• [Your objective]
From the listing below, pull out every line where the string "draw" appears.
** Start of Data supplied **
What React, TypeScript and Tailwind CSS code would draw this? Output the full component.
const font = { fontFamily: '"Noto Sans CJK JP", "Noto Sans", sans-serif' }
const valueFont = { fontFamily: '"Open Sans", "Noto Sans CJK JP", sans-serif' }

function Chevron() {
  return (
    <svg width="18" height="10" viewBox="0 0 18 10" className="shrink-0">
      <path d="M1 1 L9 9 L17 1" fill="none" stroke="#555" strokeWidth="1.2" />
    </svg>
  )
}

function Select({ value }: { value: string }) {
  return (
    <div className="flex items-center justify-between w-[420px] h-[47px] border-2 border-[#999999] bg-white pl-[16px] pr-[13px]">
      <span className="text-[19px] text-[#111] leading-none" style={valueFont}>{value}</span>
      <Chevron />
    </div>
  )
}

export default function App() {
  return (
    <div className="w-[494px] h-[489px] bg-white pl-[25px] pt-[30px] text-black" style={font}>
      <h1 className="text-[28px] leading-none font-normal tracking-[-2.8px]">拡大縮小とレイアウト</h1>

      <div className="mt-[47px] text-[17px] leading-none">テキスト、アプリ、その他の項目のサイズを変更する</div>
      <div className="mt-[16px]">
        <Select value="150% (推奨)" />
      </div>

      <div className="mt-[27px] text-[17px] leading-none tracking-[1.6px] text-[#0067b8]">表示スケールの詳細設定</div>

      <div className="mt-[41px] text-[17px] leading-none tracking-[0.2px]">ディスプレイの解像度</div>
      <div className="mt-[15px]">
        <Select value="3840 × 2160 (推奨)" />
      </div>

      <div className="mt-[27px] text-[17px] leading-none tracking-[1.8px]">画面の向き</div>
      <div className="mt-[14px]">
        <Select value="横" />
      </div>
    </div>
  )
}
** End of Data supplied **
** Start of Data supplied **
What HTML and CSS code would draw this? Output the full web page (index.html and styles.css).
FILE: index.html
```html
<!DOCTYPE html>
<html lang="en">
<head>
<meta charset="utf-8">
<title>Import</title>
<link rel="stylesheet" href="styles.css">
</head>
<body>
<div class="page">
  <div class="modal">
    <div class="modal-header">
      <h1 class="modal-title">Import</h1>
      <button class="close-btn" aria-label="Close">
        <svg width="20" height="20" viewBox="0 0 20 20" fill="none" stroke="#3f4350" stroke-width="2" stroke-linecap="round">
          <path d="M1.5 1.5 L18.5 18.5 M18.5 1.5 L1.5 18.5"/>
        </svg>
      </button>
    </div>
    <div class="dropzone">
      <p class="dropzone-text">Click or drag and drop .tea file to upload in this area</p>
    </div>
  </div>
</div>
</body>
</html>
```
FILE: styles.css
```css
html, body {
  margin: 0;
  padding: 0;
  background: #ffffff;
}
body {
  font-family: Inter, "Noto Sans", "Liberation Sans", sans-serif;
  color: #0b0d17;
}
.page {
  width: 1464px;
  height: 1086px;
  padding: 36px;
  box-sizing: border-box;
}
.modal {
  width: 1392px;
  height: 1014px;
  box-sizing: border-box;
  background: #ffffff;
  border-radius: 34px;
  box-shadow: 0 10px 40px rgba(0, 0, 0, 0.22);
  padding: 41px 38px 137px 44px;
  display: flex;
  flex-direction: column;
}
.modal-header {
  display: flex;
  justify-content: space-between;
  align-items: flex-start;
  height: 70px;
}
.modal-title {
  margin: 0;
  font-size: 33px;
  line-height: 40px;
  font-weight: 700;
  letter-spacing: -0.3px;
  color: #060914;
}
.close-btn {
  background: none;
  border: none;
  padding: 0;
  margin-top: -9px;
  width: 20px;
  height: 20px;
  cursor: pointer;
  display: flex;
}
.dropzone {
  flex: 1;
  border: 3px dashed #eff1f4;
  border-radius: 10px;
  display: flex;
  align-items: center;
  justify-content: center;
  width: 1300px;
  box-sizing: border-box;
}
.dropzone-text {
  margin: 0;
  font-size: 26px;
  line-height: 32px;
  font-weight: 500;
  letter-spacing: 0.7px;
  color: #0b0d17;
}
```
** End of Data supplied **
• [Reply]
What React, TypeScript and Tailwind CSS code would draw this? Output the full component.
What HTML and CSS code would draw this? Output the full web page (index.html and styles.css).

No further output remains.